You cannot do such a thing passively. Wildlife filmmakers I know tell me that the effort to portray what looks like an untouched ecosystem becomes harder every year. They have to choose their camera angles ever more carefully to exclude the evidence of destruction, travel further to find the Edens they depict. They know, and many feel deeply uncomfortable about it, that they are telling a false story, creating a fairytale world which persuades us that all is well, in the midst of an existential crisis. While many people, thanks in large part to David Attenborough, are now quite well informed about wildlife, we remain astonishingly ignorant about what is happening to it.
What makes Attenborough’s comments particularly odd is that they come just a year after the final episode of his Blue Planet II series triggered a massive effort to reduce plastic pollution. Though the programme made a complete dog’s breakfast of the issue, the response demonstrated a vast public appetite for information about the environmental crisis, and an urgent desire to act on it.
Since 1985, when I started work in the department that has made most of his programmes, I’ve pressed the BBC to reveal environmental realities, often with dismal results. In 1995, I spent several months with a producer, developing a novel and imaginative proposal for an environmental series. The producer returned from his meeting with the channel controller in a state of shock. “He just looked at the title and asked ‘Is this environment?’. I said yes. He said, ‘I’ve spent two years trying to get environment off this fucking channel. Why the fuck are you bringing me environment?’”. I later discovered that this response was typical. The controllers weren’t indifferent. They were actively hostile. If you ask me whether the BBC or ExxonMobil has done more to frustrate environmental action in this country, I would say the BBC.
We all knew that only one person had the power to break this dam. For decades, David Attenborough, a former channel controller widely seen as the living embodiment of the BBC, has been able to make any programme he wants. So where, we kept asking, was he? At last, in 2000, he presented an environmental series: The State of the Planet.
It was an interesting and watchable series, but it left us with nowhere to go and nothing to do. Only in the last few seconds of the final episode was there a hint that structural forces might be at play: “real success can only come if there’s a change in our societies, in our economics and in our politics.” But what change? What economics? What politics? He had given us no clues.
To make matters worse, it was sandwiched between further programmes of his about the wonders of nature, that created a strong impression of robust planetary health. He might have been describing two different worlds. Six years later, he made another environmental series, The Truth about Climate Change. And this, in my view, was a total disaster.
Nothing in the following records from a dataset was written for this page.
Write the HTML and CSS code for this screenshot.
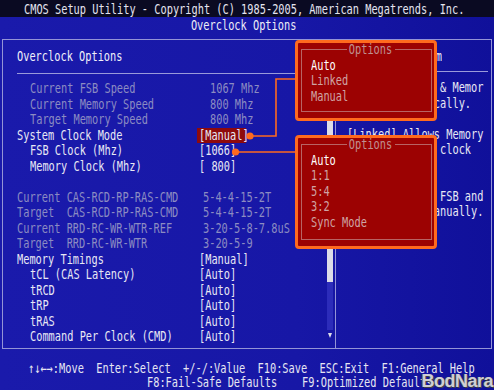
FILE: index.html
```html
<!DOCTYPE html>
<html>
<head>
<meta charset="utf-8">
<title>CMOS Setup Utility - Overclock Options</title>
<link rel="stylesheet" href="styles.css">
</head>
<body>
<div class="screen">
  <header class="top"><span class="t c">CMOS Setup Utility - Copyright (C) 1985-2005, American Megatrends, Inc.</span></header>
  <div class="sub"><span class="t c">Overclock Options</span></div>

  <main class="frame">
    <section class="left">
      <div class="lmain">
        <h1 class="head"><span class="t">Overclock Options</span></h1>
        <hr class="rule">
        <div class="rows">
          <div class="row dim in"><span class="lab"><span class="t">Current FSB Speed</span></span><span class="val spd"><span class="t">1067 Mhz</span></span></div>
          <div class="row dim in"><span class="lab"><span class="t">Current Memory Speed</span></span><span class="val spd"><span class="t">800 Mhz</span></span></div>
          <div class="row dim in"><span class="lab"><span class="t">Target Memory Speed</span></span><span class="val spd"><span class="t">800 Mhz</span></span></div>
          <div class="row"><span class="lab"><span class="t">System Clock Mode</span></span><span class="val"><span class="hl"><span class="t">[Manual]</span></span></span></div>
          <div class="row in"><span class="lab"><span class="t">FSB Clock (Mhz)</span></span><span class="val"><span class="t">[1066]</span></span></div>
          <div class="row in"><span class="lab"><span class="t">Memory Clock (Mhz)</span></span><span class="val"><span class="t">[ 800]</span></span></div>
          <div class="row"></div>
          <div class="row dim"><span class="lab"><span class="t">Current CAS-RCD-RP-RAS-CMD</span></span><span class="val tim"><span class="t">5-4-4-15-2T</span></span></div>
          <div class="row dim"><span class="lab"><span class="t">Target  CAS-RCD-RP-RAS-CMD</span></span><span class="val tim"><span class="t">5-4-4-15-2T</span></span></div>
          <div class="row dim"><span class="lab"><span class="t">Current RRD-RC-WR-WTR-REF</span></span><span class="val tim"><span class="t">3-20-5-8-7.8uS</span></span></div>
          <div class="row dim"><span class="lab"><span class="t">Target  RRD-RC-WR-WTR</span></span><span class="val tim"><span class="t">3-20-5-9</span></span></div>
          <div class="row"><span class="lab"><span class="t">Memory Timings</span></span><span class="val"><span class="t">[Manual]</span></span></div>
          <div class="row in"><span class="lab"><span class="t">tCL (CAS Latency)</span></span><span class="val"><span class="t">[Auto]</span></span></div>
          <div class="row in"><span class="lab"><span class="t">tRCD</span></span><span class="val"><span class="t">[Auto]</span></span></div>
          <div class="row in"><span class="lab"><span class="t">tRP</span></span><span class="val"><span class="t">[Auto]</span></span></div>
          <div class="row in"><span class="lab"><span class="t">tRAS</span></span><span class="val"><span class="t">[Auto]</span></span></div>
          <div class="row in"><span class="lab"><span class="t">Command Per Clock (CMD)</span></span><span class="val"><span class="t">[Auto]</span></span></div>
        </div>
      </div>
      <div class="scroll">
        <div class="arrow"><i class="tri up"></i></div>
        <div class="thumb"></div>
        <div class="track"></div>
        <div class="arrow dn"><i class="tri down"></i></div>
      </div>
    </section>

    <aside class="right">
      <h2 class="rhead"><span class="t c">Help Item</span></h2>
      <hr class="rrule">
      <div class="help">
        <div class="hline"><span class="t">[Auto] Set FSB &amp; Memor</span></div>
        <div class="hline"><span class="t">clock automatically.</span></div>
        <div class="hline"></div>
        <div class="hline"><span class="t">[Linked] Allows Memory</span></div>
        <div class="hline"><span class="t">to sync to CPU clock</span></div>
        <div class="hline"><span class="t">speed.</span></div>
        <div class="hline"></div>
        <div class="hline"><span class="t">[Manual] Allow FSB and</span></div>
        <div class="hline"><span class="t">Memory to be manually.</span></div>
      </div>
    </aside>
  </main>

  <footer class="foot">
    <div class="f1"><span class="t">↑↓←→:Move  Enter:Select  +/-/:Value  F10:Save  ESC:Exit  F1:General Help</span></div>
    <div class="f2"><span class="t">F8:Fail-Safe Defaults    F9:Optimized Defaults</span></div>
  </footer>

  <svg class="wires" width="494" height="390" viewBox="0 0 494 390">
    <path d="M250 136 H276 V79 H296" fill="none" stroke="#ff6a1e" stroke-width="1.6"/>
    <path d="M235 152 H296" fill="none" stroke="#ff6a1e" stroke-width="1.6"/>
    <circle cx="250" cy="136" r="3.6" fill="#ff6a1e"/>
    <circle cx="235.5" cy="152" r="3.6" fill="#ff6a1e"/>
  </svg>

  <div class="popup p1">
    <fieldset class="box">
      <legend class="lg"><span class="t c">Options</span></legend>
      <div class="opt sel"><span class="t">Auto</span></div>
      <div class="opt"><span class="t">Linked</span></div>
      <div class="opt"><span class="t">Manual</span></div>
    </fieldset>
  </div>

  <div class="popup p2">
    <fieldset class="box">
      <legend class="lg"><span class="t c">Options</span></legend>
      <div class="opt sel"><span class="t">Auto</span></div>
      <div class="opt"><span class="t">1:1</span></div>
      <div class="opt"><span class="t">5:4</span></div>
      <div class="opt"><span class="t">3:2</span></div>
      <div class="opt"><span class="t">Sync Mode</span></div>
    </fieldset>
  </div>

  <div class="mark">BodNara</div>
</div>
</body>
</html>
```

FILE: styles.css
```css
* { box-sizing: border-box; }
html, body { margin: 0; padding: 0; }
body {
  background: #1616a4;
  font-family: "DejaVu Sans Mono", "Liberation Mono", monospace;
  font-size: 14px;
  color: #e8e8f4;
}
.screen {
  position: relative;
  width: 494px;
  height: 390px;
  overflow: hidden;
  background: linear-gradient(90deg, #1a1aab 0%, #1717a6 60%, #10109a 100%);
}

/* narrow, tall BIOS-style glyphs */
.t {
  display: inline-block;
  white-space: pre;
  transform: scaleX(0.736);
  transform-origin: 0 50%;
}
.t.c { transform-origin: 50% 50%; }

.top {
  height: 17px;
  padding: 2px 6px 0 0;
  line-height: 15px;
  background: #0a0a22;
  display: flex;
  justify-content: center;
  color: #e4e4f0;
}
.sub {
  height: 17px;
  line-height: 17px;
  padding-right: 6px;
  display: flex;
  justify-content: center;
  color: #ececf6;
}

.frame {
  margin: 5px 2px 0;
  height: 310px;
  border: 1px solid #9494d6;
  display: flex;
}

.left {
  flex: none;
  width: 332px;
  display: flex;
  padding: 9px 0 0 14px;
}
.lmain { flex: 1; min-width: 0; }
.head {
  margin: 0;
  font: inherit;
  line-height: 15.5px;
  color: #f0f0fa;
}
.rule {
  margin: 8px 0 0;
  border: 0;
  height: 1px;
  background: #9a9ada;
}
.rows { margin-top: 7.75px; }
.row {
  display: grid;
  grid-template-columns: 182px 1fr;
  height: 15.5px;
  line-height: 15.5px;
}
.dim { color: #8c8cc2; }
.in .lab { padding-left: 13px; }
.tim { padding-left: 4px; }
.spd { padding-left: 11px; }
.hl {
  display: inline-block;
  width: 49px;
  height: 15px;
  margin-left: -2px;
  padding-left: 2px;
  background: #8e0a0c;
}

.scroll {
  width: 6px;
  margin: 29px 2px 7px 1px;
  display: flex;
  flex-direction: column;
}
.arrow {
  height: 8px;
  display: flex;
  align-items: center;
  justify-content: center;
}
.arrow.dn { height: 11px; }
.tri {
  width: 0;
  height: 0;
  border-left: 2.5px solid transparent;
  border-right: 2.5px solid transparent;
}
.tri.up { border-bottom: 5px solid #dcdce8; }
.tri.down { border-top: 5px solid #dcdce8; }
.thumb { height: 196px; background: #dcdce8; }
.track { flex: 1; background: #2c2cba; }

.right {
  flex: 1;
  min-width: 0;
  border-left: 1px solid #9494d6;
  padding-top: 9px;
}
.rhead {
  margin: 0;
  font: inherit;
  line-height: 15.5px;
  display: flex;
  justify-content: center;
  color: #f0f0fa;
}
.rrule {
  margin: 6.5px 3px 0 4px;
  border: 0;
  height: 1px;
  background: #9a9ada;
}
.help {
  margin-top: 8.25px;
  padding-left: 10.5px;
}
.hline { height: 15.5px; line-height: 15.5px; }

.foot {
  padding-top: 12px;
  line-height: 14px;
  color: #e6e6f2;
}
.f1 { padding-left: 28px; height: 14px; }
.f2 { padding-left: 147px; height: 14px; }

.wires {
  position: absolute;
  left: 0;
  top: 0;
  pointer-events: none;
}

.popup {
  position: absolute;
  left: 295px;
  width: 142px;
  border: 3px solid #ff6a1e;
  border-radius: 4px;
  background: #9c0202;
  padding: 0 2px 6px 3px;
  display: flex;
  flex-direction: column;
}
.p1 { top: 40px; height: 81px; }
.p2 { top: 135px; height: 114px; }
.box {
  flex: 1;
  margin: 0;
  min-width: 0;
  border: 1px solid #b86464;
  padding: 1.5px 0 0 9px;
}
.lg {
  margin: 0 auto;
  padding: 0 1px;
  line-height: 13px;
  color: #c09090;
}
.lg .t { margin: 0 -6.5px; }
.opt {
  height: 15.5px;
  line-height: 15.5px;
  color: #cfa4a4;
}
.opt.sel { color: #ffffff; }

.mark {
  position: absolute;
  right: 1px;
  bottom: -2px;
  font-family: "Liberation Sans", Arial, sans-serif;
  font-weight: bold;
  font-size: 18px;
  letter-spacing: -0.5px;
  color: #cfcfd4;
  text-shadow: 1px 1px 0 #404048, -1px 0 0 #505058;
}
```
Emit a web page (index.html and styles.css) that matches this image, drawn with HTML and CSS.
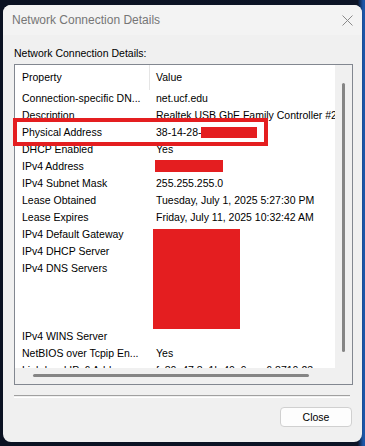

It told us nothing about the driving forces behind climate breakdown. The only mention of fossil fuel companies was as part of the solution: “the people who extract fossil fuels like oil and gas have now come up with a way to put carbon dioxide back under ground.” Apart from the general “we”, the only distinct force identified as responsible was the “1.3 billion Chinese”. That a large proportion of Chinese emissions are caused by manufacturing the goods we buy was not mentioned. The series immediately triggered a new form of climate denial: I was bombarded with people telling me there was no point in taking action in Britain, because the Chinese were killing the planet.
If Attenborough’s environmentalism has a coherent theme, it is shifting the blame away from powerful forces and onto either society in general or the poor and weak. Sometimes it becomes pretty dark. In 2013, he told the Telegraph “What are all these famines in Ethiopia? What are they about? They’re about too many people for too little land … We say, get the United Nations to send them bags of flour. That’s barmy.”
There had not been a famine in Ethiopia for 28 years, and the last one was caused not by an absolute food shortage, but by civil war and government policies. His suggestion that food relief is counter-productive suggests he has read nothing on the subject since Thomas Malthus’s essay in 1798. But, cruel and ignorant as these comments were, they were more or less cost-free. By contrast, you do not remain a national treasure by upsetting powerful vested interests: look at the flak the wildlife and environmental presenter Chris Packham attracts.
I have always been entranced by David Attenborough’s wildlife programmes, but astonished by his consistent failure to mount a coherent, truthful and effective defence of the living world he loves. His revelation of the wonders of nature has been a great public service. But withholding the knowledge we need to defend it is, I believe, a grave disservice.